The Bible tells of a time when Peter and John were heading to the temple and saw someone in need. This person had been crippled from birth and begged outside the temple gates every day. 'Then Peter said, "Silver and gold I do not have, but what I do have I give you: In the name of Jesus Christ of Nazareth, rise up and walk." And he took him by the right hand...lifted him up, and immediately his feet and ankle bones received strength' (Acts 3:6-7 NKJV). Peter could have decided to keep walking. He didn't have any money to give the man. But he chose to stop and as a result the crippled man who'd sat begging for most of his life rose up and walked into a new life.

Through God's power people can be healed and freed and lives can be transformed. But we have to see the need and act with compassion. We have to choose, like Peter, to stop even when we think we have nothing to offer. When we see someone's need and reach out to meet it, God releases his power.

So what now? Next time you see someone in need, stop and think what you could do to help them out, however big or small. Your compassion could make a difference in their life.

Soulfood: Lev 27:30-33 Num 31:48-54 1 Cor 16:1-3 2 Cor 9:1-15,


SOS prayers

'God...always helps in times of trouble. So we will not be afraid.' Psalm 46:1-2 NCV

God desires an ongoing, loving relationship with us, in our everyday and in our extraordinary times. Sometimes we may find ourselves in some sort of emergency, or we might be feeling so panicked by something we're faced with that we need an immediate talk with God. Even if our prayer life hasn't been brilliant, he's there for us, day and night. Emergency prayers are simply desperate cries for God's help.

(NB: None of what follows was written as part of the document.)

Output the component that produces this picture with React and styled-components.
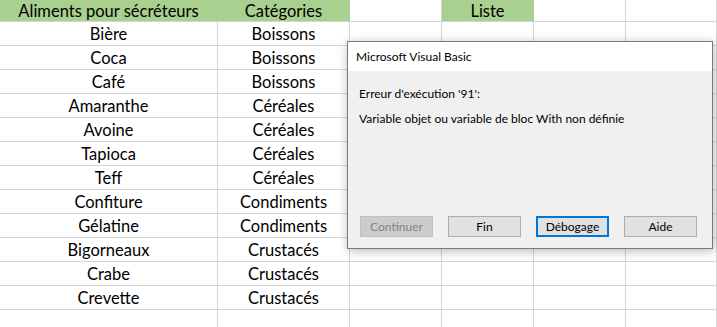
import React from 'react';
import styled, { createGlobalStyle } from 'styled-components';

const GlobalStyle = createGlobalStyle`
  html, body {
    margin: 0;
    padding: 0;
    background: #ffffff;
    overflow: hidden;
  }
`;

const Page = styled.div`
  position: relative;
  width: 717px;
  height: 327px;
  overflow: hidden;
  background: #ffffff;
`;

const Sheet = styled.div`
  display: grid;
  grid-template-columns: 218px 132px 92px 92px 92px 91px;
  grid-auto-rows: 24px;
  grid-template-rows: 22px;
  font-family: Lato, "Liberation Sans", sans-serif;
  font-size: 16.5px;
  color: #000000;
`;

const Cell = styled.div`
  display: flex;
  align-items: center;
  justify-content: center;
  box-sizing: border-box;
  border-right: 1px solid ${props => (props.header ? '#a9d08e' : '#d4d4d4')};
  border-bottom: 1px solid #d4d4d4;
  background: ${props => (props.header ? '#a9d08e' : '#ffffff')};
  white-space: nowrap;
  overflow: hidden;
`;

const Dialog = styled.div`
  position: absolute;
  left: 347px;
  top: 41px;
  width: 366px;
  height: 208px;
  box-sizing: border-box;
  display: flex;
  flex-direction: column;
  border: 1px solid #7a7a7a;
  background: #f0f0f0;
  box-shadow: 1px 2px 10px rgba(0, 0, 0, 0.28);
  font-family: Lato, "Noto Sans", sans-serif;
  font-size: 12px;
  color: #000000;
`;

const TitleBar = styled.div`
  height: 29px;
  display: flex;
  align-items: center;
  padding-left: 8px;
  background: #ffffff;
  font-size: 12px;
`;

const Body = styled.div`
  flex: 1;
  display: flex;
  flex-direction: column;
  padding: 15px 12px 11px 11px;
`;

const Message = styled.p`
  margin: 0 0 ${props => props.gap || '9px'} 0;
  line-height: 16px;
`;

const ButtonRow = styled.div`
  margin-top: auto;
  display: flex;
  gap: 15px;
  padding-left: 1px;
`;

const Button = styled.div`
  width: 73px;
  height: 21px;
  box-sizing: border-box;
  display: flex;
  align-items: center;
  justify-content: center;
  background: ${props => (props.disabled ? '#cccccc' : '#e1e1e1')};
  border: ${props => (props.focused ? '2px solid #0078d7' : `1px solid ${props.disabled ? '#bfbfbf' : '#adadad'}`)};
  color: ${props => (props.disabled ? '#838383' : '#000000')};
`;

const rows = [
  ['Bière', 'Boissons'],
  ['Coca', 'Boissons'],
  ['Café', 'Boissons'],
  ['Amaranthe', 'Céréales'],
  ['Avoine', 'Céréales'],
  ['Tapioca', 'Céréales'],
  ['Teff', 'Céréales'],
  ['Confiture', 'Condiments'],
  ['Gélatine', 'Condiments'],
  ['Bigorneaux', 'Crustacés'],
  ['Crabe', 'Crustacés'],
  ['Crevette', 'Crustacés'],
  ['', ''],
];

export default function App() {
  return (
    <Page>
      <GlobalStyle />
      <Sheet>
        <Cell header>Aliments pour sécréteurs</Cell>
        <Cell header>Catégories</Cell>
        <Cell />
        <Cell header>Liste</Cell>
        <Cell />
        <Cell />
        {rows.map(([aliment, categorie], i) => (
          <React.Fragment key={i}>
            <Cell>{aliment}</Cell>
            <Cell>{categorie}</Cell>
            <Cell />
            <Cell />
            <Cell />
            <Cell />
          </React.Fragment>
        ))}
      </Sheet>
      <Dialog>
        <TitleBar>Microsoft Visual Basic</TitleBar>
        <Body>
          <Message>Erreur d'exécution '91':</Message>
          <Message>Variable objet ou variable de bloc With non définie</Message>
          <ButtonRow>
            <Button disabled>Continuer</Button>
            <Button>Fin</Button>
            <Button focused>Débogage</Button>
            <Button>Aide</Button>
          </ButtonRow>
        </Body>
      </Dialog>
    </Page>
  );
}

Maybe some of us have struggled to believe that God's a loving, kind Father, or even to believe that he exists at all. But when we've run out of options and realise that we can't fix everything ourselves, a crisis can become an opportunity to experience God's grace and power, and to see our faith grow fast. The psalmist wrote, 'I call to you in times of trouble, because you will answer me' (Psalm 86:7 NCV).

If you're in a crisis today, pray these words: 'Father, I can't see a way out of this. Let me feel your Spirit and your encouraging presence. Help me to see that with you, all things are possible to those who believe. Things look hopeless to me, but you see them from a heavenly perspective. Today I thank you that you're my God, and the one who "always helps in times of trouble"' (Psalm 46:1-2 NCV).

So what now? Talk to God about your day, however mundane it's been. If you're in a crisis, pray the prayer above. Or if you know someone who's facing major problems, why not offer to pray it with them?